DO THIS: Copy out every line exactly, passing over the pictures.

RECORDED DATA:
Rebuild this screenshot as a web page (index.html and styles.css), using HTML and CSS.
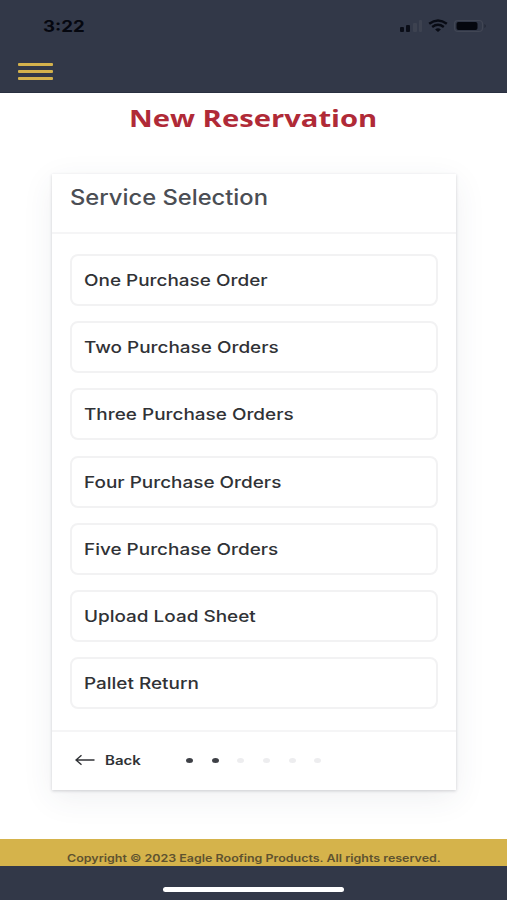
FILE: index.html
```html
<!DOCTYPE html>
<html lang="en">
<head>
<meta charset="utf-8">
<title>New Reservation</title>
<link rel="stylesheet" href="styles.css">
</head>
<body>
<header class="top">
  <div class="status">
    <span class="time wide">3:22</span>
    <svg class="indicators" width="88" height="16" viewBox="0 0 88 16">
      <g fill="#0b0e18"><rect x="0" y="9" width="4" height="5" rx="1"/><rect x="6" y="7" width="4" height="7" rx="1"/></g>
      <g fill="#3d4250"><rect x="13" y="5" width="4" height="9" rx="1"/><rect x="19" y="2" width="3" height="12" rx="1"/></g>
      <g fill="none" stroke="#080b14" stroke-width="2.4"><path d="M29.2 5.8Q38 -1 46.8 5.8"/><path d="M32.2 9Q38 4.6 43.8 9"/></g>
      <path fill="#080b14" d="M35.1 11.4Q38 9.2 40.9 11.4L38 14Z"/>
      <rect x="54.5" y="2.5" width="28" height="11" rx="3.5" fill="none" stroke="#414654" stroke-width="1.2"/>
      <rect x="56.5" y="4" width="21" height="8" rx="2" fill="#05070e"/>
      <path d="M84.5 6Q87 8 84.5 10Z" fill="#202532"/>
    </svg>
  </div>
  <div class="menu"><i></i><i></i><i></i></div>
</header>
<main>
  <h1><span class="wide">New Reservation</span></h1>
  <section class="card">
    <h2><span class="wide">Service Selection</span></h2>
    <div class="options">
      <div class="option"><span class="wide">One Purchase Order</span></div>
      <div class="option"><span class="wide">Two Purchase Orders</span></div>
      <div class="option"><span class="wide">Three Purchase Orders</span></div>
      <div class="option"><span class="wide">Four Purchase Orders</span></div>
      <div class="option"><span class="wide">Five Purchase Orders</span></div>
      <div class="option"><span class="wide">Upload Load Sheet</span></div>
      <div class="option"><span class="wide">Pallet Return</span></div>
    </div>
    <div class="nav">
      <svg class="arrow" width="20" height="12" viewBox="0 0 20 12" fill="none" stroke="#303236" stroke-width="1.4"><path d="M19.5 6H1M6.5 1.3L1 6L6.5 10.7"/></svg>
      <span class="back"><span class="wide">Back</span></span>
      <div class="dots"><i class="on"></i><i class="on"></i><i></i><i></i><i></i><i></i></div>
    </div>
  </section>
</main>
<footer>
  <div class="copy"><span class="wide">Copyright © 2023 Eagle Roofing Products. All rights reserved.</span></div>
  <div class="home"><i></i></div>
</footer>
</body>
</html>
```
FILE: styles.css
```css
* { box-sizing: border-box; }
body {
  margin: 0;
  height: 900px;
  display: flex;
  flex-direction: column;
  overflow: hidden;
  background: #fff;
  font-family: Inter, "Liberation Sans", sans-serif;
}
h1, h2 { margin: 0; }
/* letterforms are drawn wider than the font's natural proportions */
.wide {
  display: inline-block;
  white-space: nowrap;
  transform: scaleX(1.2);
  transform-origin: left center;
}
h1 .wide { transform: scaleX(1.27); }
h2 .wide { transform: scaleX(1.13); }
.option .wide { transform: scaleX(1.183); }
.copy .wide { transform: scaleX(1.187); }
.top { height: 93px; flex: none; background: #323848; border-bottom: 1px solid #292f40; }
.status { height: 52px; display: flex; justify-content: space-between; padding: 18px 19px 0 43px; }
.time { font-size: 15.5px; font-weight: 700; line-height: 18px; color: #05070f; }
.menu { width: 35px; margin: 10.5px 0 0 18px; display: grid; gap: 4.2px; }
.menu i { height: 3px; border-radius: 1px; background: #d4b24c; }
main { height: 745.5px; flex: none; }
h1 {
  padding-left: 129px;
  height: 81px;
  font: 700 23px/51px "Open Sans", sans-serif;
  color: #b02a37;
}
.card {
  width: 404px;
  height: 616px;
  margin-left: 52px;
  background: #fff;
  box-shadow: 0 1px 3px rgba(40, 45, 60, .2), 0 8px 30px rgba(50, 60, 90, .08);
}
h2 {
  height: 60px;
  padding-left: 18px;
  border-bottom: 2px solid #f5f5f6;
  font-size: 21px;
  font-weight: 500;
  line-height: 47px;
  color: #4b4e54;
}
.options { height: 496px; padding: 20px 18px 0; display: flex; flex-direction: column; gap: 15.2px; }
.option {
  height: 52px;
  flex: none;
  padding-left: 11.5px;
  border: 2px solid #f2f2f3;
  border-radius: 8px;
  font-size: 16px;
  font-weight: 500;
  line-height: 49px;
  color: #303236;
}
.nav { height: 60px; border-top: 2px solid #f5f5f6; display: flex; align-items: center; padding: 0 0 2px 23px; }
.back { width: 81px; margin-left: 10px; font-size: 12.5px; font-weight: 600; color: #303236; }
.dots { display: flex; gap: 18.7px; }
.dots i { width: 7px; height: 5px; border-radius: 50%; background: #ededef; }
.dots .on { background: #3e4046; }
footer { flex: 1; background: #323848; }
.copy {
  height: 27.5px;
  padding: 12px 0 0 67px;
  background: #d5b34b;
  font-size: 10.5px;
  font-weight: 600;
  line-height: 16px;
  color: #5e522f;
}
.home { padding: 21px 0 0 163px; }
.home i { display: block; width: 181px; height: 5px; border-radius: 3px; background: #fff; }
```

SOLUTION TO THE PROBLEM:
Rebuild this screenshot as a web page (index.html and styles.css), using HTML and CSS.
FILE: index.html
```html
<!DOCTYPE html>
<html lang="en">
<head>
<meta charset="utf-8">
<title>New Reservation</title>
<link rel="stylesheet" href="styles.css">
</head>
<body>
<header class="top">
  <div class="status">
    <span class="time wide">3:22</span>
    <svg class="indicators" width="88" height="16" viewBox="0 0 88 16">
      <g fill="#0b0e18"><rect x="0" y="9" width="4" height="5" rx="1"/><rect x="6" y="7" width="4" height="7" rx="1"/></g>
      <g fill="#3d4250"><rect x="13" y="5" width="4" height="9" rx="1"/><rect x="19" y="2" width="3" height="12" rx="1"/></g>
      <g fill="none" stroke="#080b14" stroke-width="2.4"><path d="M29.2 5.8Q38 -1 46.8 5.8"/><path d="M32.2 9Q38 4.6 43.8 9"/></g>
      <path fill="#080b14" d="M35.1 11.4Q38 9.2 40.9 11.4L38 14Z"/>
      <rect x="54.5" y="2.5" width="28" height="11" rx="3.5" fill="none" stroke="#414654" stroke-width="1.2"/>
      <rect x="56.5" y="4" width="21" height="8" rx="2" fill="#05070e"/>
      <path d="M84.5 6Q87 8 84.5 10Z" fill="#202532"/>
    </svg>
  </div>
  <div class="menu"><i></i><i></i><i></i></div>
</header>
<main>
  <h1><span class="wide">New Reservation</span></h1>
  <section class="card">
    <h2><span class="wide">Service Selection</span></h2>
    <div class="options">
      <div class="option"><span class="wide">One Purchase Order</span></div>
      <div class="option"><span class="wide">Two Purchase Orders</span></div>
      <div class="option"><span class="wide">Three Purchase Orders</span></div>
      <div class="option"><span class="wide">Four Purchase Orders</span></div>
      <div class="option"><span class="wide">Five Purchase Orders</span></div>
      <div class="option"><span class="wide">Upload Load Sheet</span></div>
      <div class="option"><span class="wide">Pallet Return</span></div>
    </div>
    <div class="nav">
      <svg class="arrow" width="20" height="12" viewBox="0 0 20 12" fill="none" stroke="#303236" stroke-width="1.4"><path d="M19.5 6H1M6.5 1.3L1 6L6.5 10.7"/></svg>
      <span class="back"><span class="wide">Back</span></span>
      <div class="dots"><i class="on"></i><i class="on"></i><i></i><i></i><i></i><i></i></div>
    </div>
  </section>
</main>
<footer>
  <div class="copy"><span class="wide">Copyright © 2023 Eagle Roofing Products. All rights reserved.</span></div>
  <div class="home"><i></i></div>
</footer>
</body>
</html>
```
FILE: styles.css
```css
* { box-sizing: border-box; }
body {
  margin: 0;
  height: 900px;
  display: flex;
  flex-direction: column;
  overflow: hidden;
  background: #fff;
  font-family: Inter, "Liberation Sans", sans-serif;
}
h1, h2 { margin: 0; }
/* letterforms are drawn wider than the font's natural proportions */
.wide {
  display: inline-block;
  white-space: nowrap;
  transform: scaleX(1.2);
  transform-origin: left center;
}
h1 .wide { transform: scaleX(1.27); }
h2 .wide { transform: scaleX(1.13); }
.option .wide { transform: scaleX(1.183); }
.copy .wide { transform: scaleX(1.187); }
.top { height: 93px; flex: none; background: #323848; border-bottom: 1px solid #292f40; }
.status { height: 52px; display: flex; justify-content: space-between; padding: 18px 19px 0 43px; }
.time { font-size: 15.5px; font-weight: 700; line-height: 18px; color: #05070f; }
.menu { width: 35px; margin: 10.5px 0 0 18px; display: grid; gap: 4.2px; }
.menu i { height: 3px; border-radius: 1px; background: #d4b24c; }
main { height: 745.5px; flex: none; }
h1 {
  padding-left: 129px;
  height: 81px;
  font: 700 23px/51px "Open Sans", sans-serif;
  color: #b02a37;
}
.card {
  width: 404px;
  height: 616px;
  margin-left: 52px;
  background: #fff;
  box-shadow: 0 1px 3px rgba(40, 45, 60, .2), 0 8px 30px rgba(50, 60, 90, .08);
}
h2 {
  height: 60px;
  padding-left: 18px;
  border-bottom: 2px solid #f5f5f6;
  font-size: 21px;
  font-weight: 500;
  line-height: 47px;
  color: #4b4e54;
}
.options { height: 496px; padding: 20px 18px 0; display: flex; flex-direction: column; gap: 15.2px; }
.option {
  height: 52px;
  flex: none;
  padding-left: 11.5px;
  border: 2px solid #f2f2f3;
  border-radius: 8px;
  font-size: 16px;
  font-weight: 500;
  line-height: 49px;
  color: #303236;
}
.nav { height: 60px; border-top: 2px solid #f5f5f6; display: flex; align-items: center; padding: 0 0 2px 23px; }
.back { width: 81px; margin-left: 10px; font-size: 12.5px; font-weight: 600; color: #303236; }
.dots { display: flex; gap: 18.7px; }
.dots i { width: 7px; height: 5px; border-radius: 50%; background: #ededef; }
.dots .on { background: #3e4046; }
footer { flex: 1; background: #323848; }
.copy {
  height: 27.5px;
  padding: 12px 0 0 67px;
  background: #d5b34b;
  font-size: 10.5px;
  font-weight: 600;
  line-height: 16px;
  color: #5e522f;
}
.home { padding: 21px 0 0 163px; }
.home i { display: block; width: 181px; height: 5px; border-radius: 3px; background: #fff; }
```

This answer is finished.